• **Written problem**: Carry none of the pictures over; write out the complete data exactly.

• **Given information**:
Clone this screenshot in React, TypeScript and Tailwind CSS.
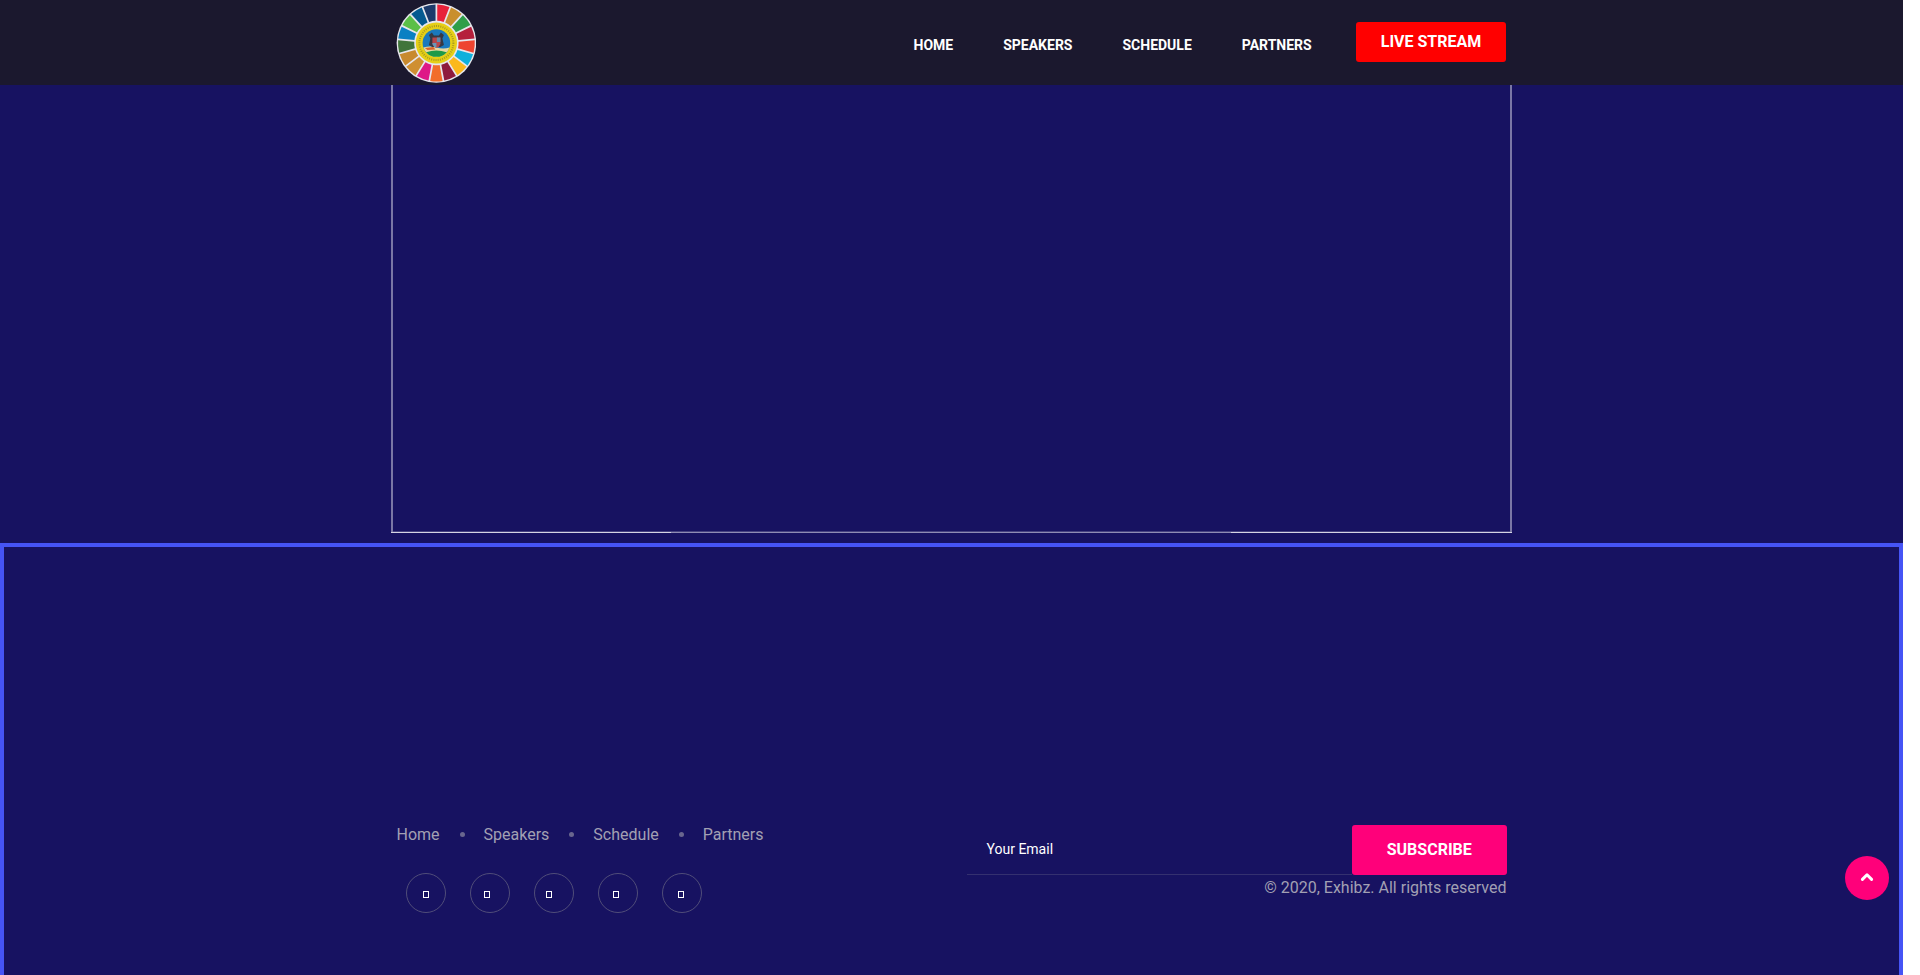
import React from "react";

const SEGMENTS = [
  "#e8213a", "#c98f2d", "#2f9e49", "#b51f3c", "#ee4430", "#0fb0dc", "#fbb81c", "#8e1a3d", "#f26d2a",
  "#de1887", "#cf8f31", "#c88a2e", "#40753b", "#0a80c3", "#5bbf47", "#055a90", "#1b3a6b",
];

function point(r: number, a: number) {
  const rad = ((a - 90) * Math.PI) / 180;
  return `${(r * Math.cos(rad)).toFixed(2)} ${(r * Math.sin(rad)).toFixed(2)}`;
}

function Logo() {
  const step = 360 / 17;
  return (
    <svg viewBox="-40.4 -40 80 80" className="h-20 w-20">
      <circle r="39.8" fill="#e6e6ec" />
      {SEGMENTS.map((c, i) => {
        const a = i * step;
        const b = a + step;
        return (
          <path
            key={i}
            d={`M${point(38.4, a + 1.3)} A38.4 38.4 0 0 1 ${point(38.4, b - 1.3)} L${point(22.2, b - 2.2)} A22.2 22.2 0 0 0 ${point(22.2, a + 2.2)} Z`}
            fill={c}
          />
        );
      })}
      <circle r="20.6" fill="#e6cf16" />
      <circle r="17" fill="none" stroke="#a89a22" strokeWidth="2" strokeDasharray="1 1.2" />
      <circle r="13.8" fill="#1a79bd" />
      <path d="M-13.1 4.5 Q-6 2.5 0 4.5 Q7 6.5 13.1 4.5 A13.8 13.8 0 0 1 -13.1 4.5Z" fill="#e8d9a0" />
      <path d="M-10.2 9.3 Q0 5.5 10.2 9.3 A13.8 13.8 0 0 1 -10.2 9.3Z" fill="#1f9a48" />
      <path d="M-11.5 5 L-3 4 L-1 6.5 L-9 7Z" fill="#d8642a" />
      <path d="M-7.5 -8 L-4.5 -10.5 L-2.5 -7.5 H2.5 L4.5 -10.5 L7.5 -8 L6 -4.5 L7.5 2 L4 4 H-4 L-7.5 2 L-6 -4.5Z" fill="#353944" />
      <path d="M-4 -5.5 H4 V1 Q3 4 0 5 Q-3 4 -4 1Z" fill="#b7474b" />
      <path d="M0.5 -5.5 H4 V-1 H0.5Z" fill="#5d8cae" />
      <path d="M-4 0 H0 V5 Q-3 4 -4 1Z" fill="#6897b7" />
    </svg>
  );
}

const LINKS = ["Home", "Speakers", "Schedule", "Partners"];
const GLYPH_PADDING = ["pl-4", "pl-[13px]", "pl-[11px]", "pl-[14px]", "pl-[15px]"];

export default function App() {
  return (
    <div className="h-[975px] w-full overflow-hidden bg-white font-['Roboto',sans-serif]">
      <div className="relative flex h-full w-[1903px] flex-col bg-[#171261]">
        <header className="h-[85px] shrink-0 bg-[#1b182e]">
          <div className="ml-[396px] flex h-full w-[1110px] items-start">
            <div className="pt-[3px]">
              <Logo />
            </div>
            <nav className="mr-[44.3px] ml-auto flex gap-[50px] pt-[35px] text-[14px] leading-5 font-bold text-white uppercase">
              {LINKS.map((l) => (
                <a key={l}>{l}</a>
              ))}
            </nav>
            <a className="mt-[22px] flex h-10 w-[150px] items-center justify-center rounded-[3px] bg-[#ff0000] text-[16px] font-bold text-white">
              LIVE STREAM
            </a>
          </div>
        </header>

        <section className="h-[458px] shrink-0 pl-[391px]">
          <div className="flex h-[448px] w-[1121px] flex-col border-x-2 border-[#7a77a5]">
            <div className="mt-auto h-px bg-[#454180]" />
            <div className="-mx-0.5 flex h-px">
              <div className="w-[280px] bg-[#d5d4e3]" />
              <div className="flex-1 bg-[#8f8cb4]" />
              <div className="w-[281px] bg-[#d5d4e3]" />
            </div>
          </div>
        </section>

        <footer className="flex-1 border-x-4 border-t-4 border-[#4654f5] pt-[278px]">
          <div className="ml-[392.5px] flex w-[1110px] justify-between">
            <div>
              <ul className="flex pt-px text-[16px] leading-[18px] text-[#a2a0b3]">
                {LINKS.map((l, i) => (
                  <li key={l} className="flex items-center">
                    {i > 0 && <span className="mr-[19px] mb-px ml-5 h-[5px] w-[5px] rounded-full bg-[#69668e]" />}
                    {l}
                  </li>
                ))}
              </ul>
              <ul className="mt-[29px] ml-[9.8px] flex gap-6">
                {GLYPH_PADDING.map((p) => (
                  <li key={p} className={`h-10 w-10 rounded-full border border-[#504d79] pt-[17px] ${p}`}>
                    <span className="block h-[7px] w-1.5 border border-white" />
                  </li>
                ))}
              </ul>
            </div>
            <div className="flex w-[540px] flex-col">
              <div className="flex h-[50px]">
                <div className="flex flex-1 items-center border-b border-[#34306f] pl-5 text-[14px] text-white">Your Email</div>
                <button className="w-[154.5px] rounded-[3px] bg-[#ff007a] text-[16px] font-bold text-white">SUBSCRIBE</button>
              </div>
              <p className="text-right text-[16px] leading-[26px] text-[#a2a0b3]">© 2020, Exhibz. All rights reserved</p>
            </div>
          </div>
        </footer>

        <button className="absolute top-[856px] left-[1845px] flex h-11 w-11 items-center justify-center rounded-full bg-[#ff007a]">
          <svg viewBox="0 0 14 10" className="mb-0.5 h-[10px] w-[14px]" fill="none" stroke="#fff" strokeWidth="3" strokeLinecap="round" strokeLinejoin="round">
            <path d="M2.4 7.4 L7 2.8 L11.6 7.4" />
          </svg>
        </button>
      </div>
    </div>
  );
}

• **The reply**:
Clone this screenshot in React, TypeScript and Tailwind CSS.
import React from "react";

const SEGMENTS = [
  "#e8213a", "#c98f2d", "#2f9e49", "#b51f3c", "#ee4430", "#0fb0dc", "#fbb81c", "#8e1a3d", "#f26d2a",
  "#de1887", "#cf8f31", "#c88a2e", "#40753b", "#0a80c3", "#5bbf47", "#055a90", "#1b3a6b",
];

function point(r: number, a: number) {
  const rad = ((a - 90) * Math.PI) / 180;
  return `${(r * Math.cos(rad)).toFixed(2)} ${(r * Math.sin(rad)).toFixed(2)}`;
}

function Logo() {
  const step = 360 / 17;
  return (
    <svg viewBox="-40.4 -40 80 80" className="h-20 w-20">
      <circle r="39.8" fill="#e6e6ec" />
      {SEGMENTS.map((c, i) => {
        const a = i * step;
        const b = a + step;
        return (
          <path
            key={i}
            d={`M${point(38.4, a + 1.3)} A38.4 38.4 0 0 1 ${point(38.4, b - 1.3)} L${point(22.2, b - 2.2)} A22.2 22.2 0 0 0 ${point(22.2, a + 2.2)} Z`}
            fill={c}
          />
        );
      })}
      <circle r="20.6" fill="#e6cf16" />
      <circle r="17" fill="none" stroke="#a89a22" strokeWidth="2" strokeDasharray="1 1.2" />
      <circle r="13.8" fill="#1a79bd" />
      <path d="M-13.1 4.5 Q-6 2.5 0 4.5 Q7 6.5 13.1 4.5 A13.8 13.8 0 0 1 -13.1 4.5Z" fill="#e8d9a0" />
      <path d="M-10.2 9.3 Q0 5.5 10.2 9.3 A13.8 13.8 0 0 1 -10.2 9.3Z" fill="#1f9a48" />
      <path d="M-11.5 5 L-3 4 L-1 6.5 L-9 7Z" fill="#d8642a" />
      <path d="M-7.5 -8 L-4.5 -10.5 L-2.5 -7.5 H2.5 L4.5 -10.5 L7.5 -8 L6 -4.5 L7.5 2 L4 4 H-4 L-7.5 2 L-6 -4.5Z" fill="#353944" />
      <path d="M-4 -5.5 H4 V1 Q3 4 0 5 Q-3 4 -4 1Z" fill="#b7474b" />
      <path d="M0.5 -5.5 H4 V-1 H0.5Z" fill="#5d8cae" />
      <path d="M-4 0 H0 V5 Q-3 4 -4 1Z" fill="#6897b7" />
    </svg>
  );
}

const LINKS = ["Home", "Speakers", "Schedule", "Partners"];
const GLYPH_PADDING = ["pl-4", "pl-[13px]", "pl-[11px]", "pl-[14px]", "pl-[15px]"];

export default function App() {
  return (
    <div className="h-[975px] w-full overflow-hidden bg-white font-['Roboto',sans-serif]">
      <div className="relative flex h-full w-[1903px] flex-col bg-[#171261]">
        <header className="h-[85px] shrink-0 bg-[#1b182e]">
          <div className="ml-[396px] flex h-full w-[1110px] items-start">
            <div className="pt-[3px]">
              <Logo />
            </div>
            <nav className="mr-[44.3px] ml-auto flex gap-[50px] pt-[35px] text-[14px] leading-5 font-bold text-white uppercase">
              {LINKS.map((l) => (
                <a key={l}>{l}</a>
              ))}
            </nav>
            <a className="mt-[22px] flex h-10 w-[150px] items-center justify-center rounded-[3px] bg-[#ff0000] text-[16px] font-bold text-white">
              LIVE STREAM
            </a>
          </div>
        </header>

        <section className="h-[458px] shrink-0 pl-[391px]">
          <div className="flex h-[448px] w-[1121px] flex-col border-x-2 border-[#7a77a5]">
            <div className="mt-auto h-px bg-[#454180]" />
            <div className="-mx-0.5 flex h-px">
              <div className="w-[280px] bg-[#d5d4e3]" />
              <div className="flex-1 bg-[#8f8cb4]" />
              <div className="w-[281px] bg-[#d5d4e3]" />
            </div>
          </div>
        </section>

        <footer className="flex-1 border-x-4 border-t-4 border-[#4654f5] pt-[278px]">
          <div className="ml-[392.5px] flex w-[1110px] justify-between">
            <div>
              <ul className="flex pt-px text-[16px] leading-[18px] text-[#a2a0b3]">
                {LINKS.map((l, i) => (
                  <li key={l} className="flex items-center">
                    {i > 0 && <span className="mr-[19px] mb-px ml-5 h-[5px] w-[5px] rounded-full bg-[#69668e]" />}
                    {l}
                  </li>
                ))}
              </ul>
              <ul className="mt-[29px] ml-[9.8px] flex gap-6">
                {GLYPH_PADDING.map((p) => (
                  <li key={p} className={`h-10 w-10 rounded-full border border-[#504d79] pt-[17px] ${p}`}>
                    <span className="block h-[7px] w-1.5 border border-white" />
                  </li>
                ))}
              </ul>
            </div>
            <div className="flex w-[540px] flex-col">
              <div className="flex h-[50px]">
                <div className="flex flex-1 items-center border-b border-[#34306f] pl-5 text-[14px] text-white">Your Email</div>
                <button className="w-[154.5px] rounded-[3px] bg-[#ff007a] text-[16px] font-bold text-white">SUBSCRIBE</button>
              </div>
              <p className="text-right text-[16px] leading-[26px] text-[#a2a0b3]">© 2020, Exhibz. All rights reserved</p>
            </div>
          </div>
        </footer>

        <button className="absolute top-[856px] left-[1845px] flex h-11 w-11 items-center justify-center rounded-full bg-[#ff007a]">
          <svg viewBox="0 0 14 10" className="mb-0.5 h-[10px] w-[14px]" fill="none" stroke="#fff" strokeWidth="3" strokeLinecap="round" strokeLinejoin="round">
            <path d="M2.4 7.4 L7 2.8 L11.6 7.4" />
          </svg>
        </button>
      </div>
    </div>
  );
}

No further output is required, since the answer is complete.